### SET PROBLEM
State the number of lines that contain the word "index", and add nothing else.

### DATA SEGMENT
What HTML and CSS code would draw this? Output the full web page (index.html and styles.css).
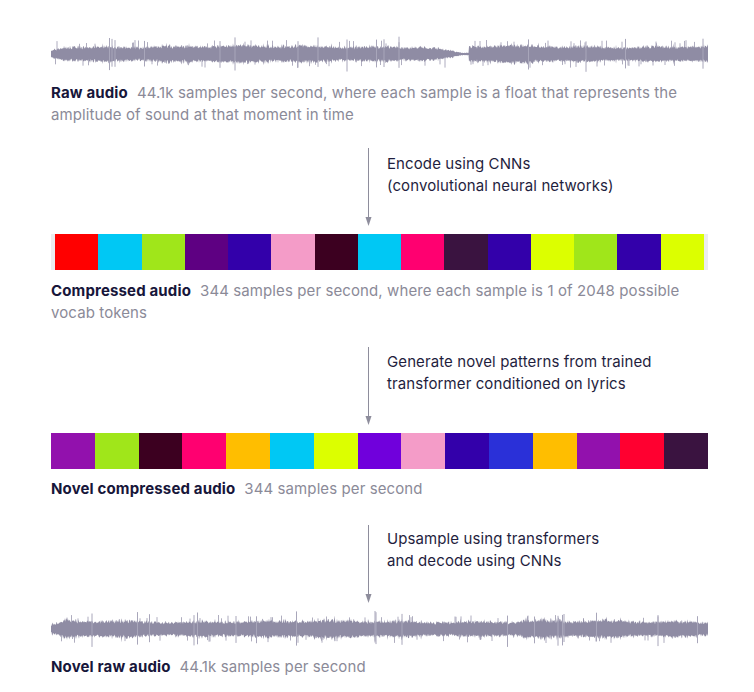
FILE: index.html
```html
<!DOCTYPE html>
<html lang="en">
<head>
<meta charset="utf-8">
<title>Jukebox pipeline</title>
<link rel="stylesheet" href="styles.css">
</head>
<body>
<main class="diagram">
  <svg class="wave wave-raw" data-seed="11" data-quiet="418" viewBox="0 0 657 36" preserveAspectRatio="none"></svg>
  <p class="caption caption-1"><b class="label">Raw audio</b><span class="desc">44.1k samples per second, where each sample is a float that represents the amplitude of sound at that moment in time</span></p>

  <div class="step step-1">
    <svg class="arrow" viewBox="0 0 9 78" preserveAspectRatio="none"><path class="arrow-line" d="M4.5 0V72"/><path class="arrow-head" d="M1.5 69L4.5 78L7.5 69Z"/></svg>
    <p class="step-text">Encode using CNNs<br>(convolutional neural networks)</p>
  </div>

  <div class="tokens tokens-padded">
    <span class="t red"></span><span class="t cyan"></span><span class="t green"></span><span class="t plum"></span><span class="t indigo"></span><span class="t pink"></span><span class="t maroon"></span><span class="t cyan"></span><span class="t rose"></span><span class="t aubergine"></span><span class="t indigo"></span><span class="t lime"></span><span class="t green"></span><span class="t indigo"></span><span class="t lime"></span>
  </div>
  <p class="caption caption-2"><b class="label">Compressed audio</b><span class="desc">344 samples per second, where each sample is 1 of 2048 possible vocab tokens</span></p>

  <div class="step step-2">
    <svg class="arrow" viewBox="0 0 9 78" preserveAspectRatio="none"><path class="arrow-line" d="M4.5 0V72"/><path class="arrow-head" d="M1.5 69L4.5 78L7.5 69Z"/></svg>
    <p class="step-text">Generate novel patterns from trained<br>transformer conditioned on lyrics</p>
  </div>

  <div class="tokens">
    <span class="t violet"></span><span class="t green"></span><span class="t maroon"></span><span class="t rose"></span><span class="t amber"></span><span class="t cyan"></span><span class="t lime"></span><span class="t purple"></span><span class="t pink"></span><span class="t indigo"></span><span class="t blue"></span><span class="t amber"></span><span class="t violet"></span><span class="t scarlet"></span><span class="t aubergine"></span>
  </div>
  <p class="caption caption-3"><b class="label">Novel compressed audio</b><span class="desc">344 samples per second</span></p>

  <div class="step step-3">
    <svg class="arrow" viewBox="0 0 9 78" preserveAspectRatio="none"><path class="arrow-line" d="M4.5 0V72"/><path class="arrow-head" d="M1.5 69L4.5 78L7.5 69Z"/></svg>
    <p class="step-text">Upsample using transformers<br>and decode using CNNs</p>
  </div>

  <svg class="wave wave-novel" data-seed="29" viewBox="0 0 657 36" preserveAspectRatio="none"></svg>
  <p class="caption caption-4"><b class="label">Novel raw audio</b><span class="desc">44.1k samples per second</span></p>
</main>
<script src="script.js"></script>
</body>
</html>
```

FILE: styles.css
```css
html, body {
  margin: 0;
  padding: 0;
  background: #ffffff;
}

body {
  font-family: Inter, "Noto Sans", "Liberation Sans", sans-serif;
  font-size: 15px;
  line-height: 22px;
  color: #1d1c3d;
}

.diagram {
  width: 657px;
  padding: 36px 0 0 51px;
  display: flex;
  flex-direction: column;
}

.wave {
  display: block;
  width: 657px;
  height: 36px;
}

.wave-novel {
  margin-top: 8px;
}

.caption {
  margin: 10px 0 0;
  color: #8b8a98;
}

.label {
  font-weight: 700;
  color: #17163a;
  letter-spacing: 0.15px;
  padding-right: 9px;
}

.desc {
  color: #8b8a98;
  letter-spacing: 0.1px;
}

.caption-3,
.caption-4 {
  margin-top: 9px;
}

.step {
  display: flex;
  align-items: flex-start;
  padding-left: 313px;
  gap: 14px;
}

.step-1 { margin-top: 22px; }
.step-2 { margin-top: 23px; }
.step-3 { margin-top: 25px; }

.arrow {
  display: block;
  width: 9px;
  height: 78px;
  flex: none;
}

.arrow-line {
  stroke: #8e8d9c;
  stroke-width: 1;
  fill: none;
}

.arrow-head {
  fill: #8e8d9c;
}

.step-text {
  margin: 4px 0 0;
  color: #1f1e3e;
  letter-spacing: 0.1px;
}

.step-1 .step-text { margin-top: 5px; }
.step-3 .step-text { margin-top: 3px; }

.tokens {
  display: flex;
  height: 36px;
  margin-top: 8px;
}

.tokens-padded {
  background: #ececee;
  padding: 0 4px;
}

.t {
  flex: 1 1 0;
}

.red { background: #ff0000; }
.scarlet { background: #ff0030; }
.cyan { background: #00c8f4; }
.green { background: #a0e61a; }
.plum { background: #5e0082; }
.indigo { background: #3300aa; }
.pink { background: #f49cc8; }
.maroon { background: #3c0020; }
.rose { background: #ff0070; }
.aubergine { background: #3a1340; }
.lime { background: #dcff00; }
.violet { background: #9211ad; }
.amber { background: #ffbe00; }
.purple { background: #7000dc; }
.blue { background: #2a30d8; }
```

FILE: script.js
```js
(function () {
  function rng(seed) {
    return function () {
      seed |= 0;
      seed = (seed + 0x6d2b79f5) | 0;
      var t = Math.imul(seed ^ (seed >>> 15), 1 | seed);
      t = (t + Math.imul(t ^ (t >>> 7), 61 | t)) ^ t;
      return ((t ^ (t >>> 14)) >>> 0) / 4294967296;
    };
  }
  var NS = "http://www.w3.org/2000/svg";
  var waves = document.querySelectorAll(".wave");
  for (var k = 0; k < waves.length; k++) {
    var svg = waves[k];
    var r = rng(+svg.getAttribute("data-seed"));
    var quiet = svg.getAttribute("data-quiet") ? +svg.getAttribute("data-quiet") : -1;
    var W = 657, c = 18;
    var top = [], bot = [], spikes = "", hairs = "";
    var p1 = r() * 6, p2 = r() * 6;
    for (var x = 0; x <= W; x += 0.5) {
      var env = 0.9 + 0.08 * Math.sin(x / 41 + p1) + 0.07 * Math.sin(x / 11 + p2);
      if (x < 14) env *= 0.45 + 0.55 * (x / 14);
      if (quiet > 0 && x > quiet - 45 && x < quiet) {
        env *= Math.max(0.16, (quiet - x) / 45);
      }
      var a = env * (6.6 + r() * 3.2);
      if (r() < 0.08) a += r() * 3 * env;
      top.push(x.toFixed(1) + "," + (c - a * (0.82 + r() * 0.3)).toFixed(2));
      bot.push(x.toFixed(1) + "," + (c + a * (0.82 + r() * 0.3)).toFixed(2));
      if (env > 0.6 && r() < 0.012) {
        var s1 = 12 + r() * 6, s2 = 12 + r() * 6;
        spikes += "M" + x.toFixed(1) + " " + (c - s1).toFixed(1) + "V" + (c + s2).toFixed(1);
      }
      if (env > 0.5 && r() < 0.07) {
        var h = 10 + r() * 4;
        hairs += "M" + x.toFixed(1) + " " + (r() < 0.5 ? (c - h).toFixed(1) + "V" + c : c + "V" + (c + h).toFixed(1));
      }
    }
    var body = document.createElementNS(NS, "path");
    body.setAttribute("d", "M" + top.join("L") + "L" + bot.reverse().join("L") + "Z");
    body.setAttribute("fill", "#8f8ca4");
    var hp = document.createElementNS(NS, "path");
    hp.setAttribute("d", hairs);
    hp.setAttribute("stroke", "#9b98af");
    hp.setAttribute("stroke-width", "0.8");
    var sp = document.createElementNS(NS, "path");
    sp.setAttribute("d", spikes);
    sp.setAttribute("stroke", "#a8a6ba");
    sp.setAttribute("stroke-width", "1");
    svg.appendChild(hp);
    svg.appendChild(body);
    svg.appendChild(sp);
  }
})();
```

### SOLVED PROBLEM
2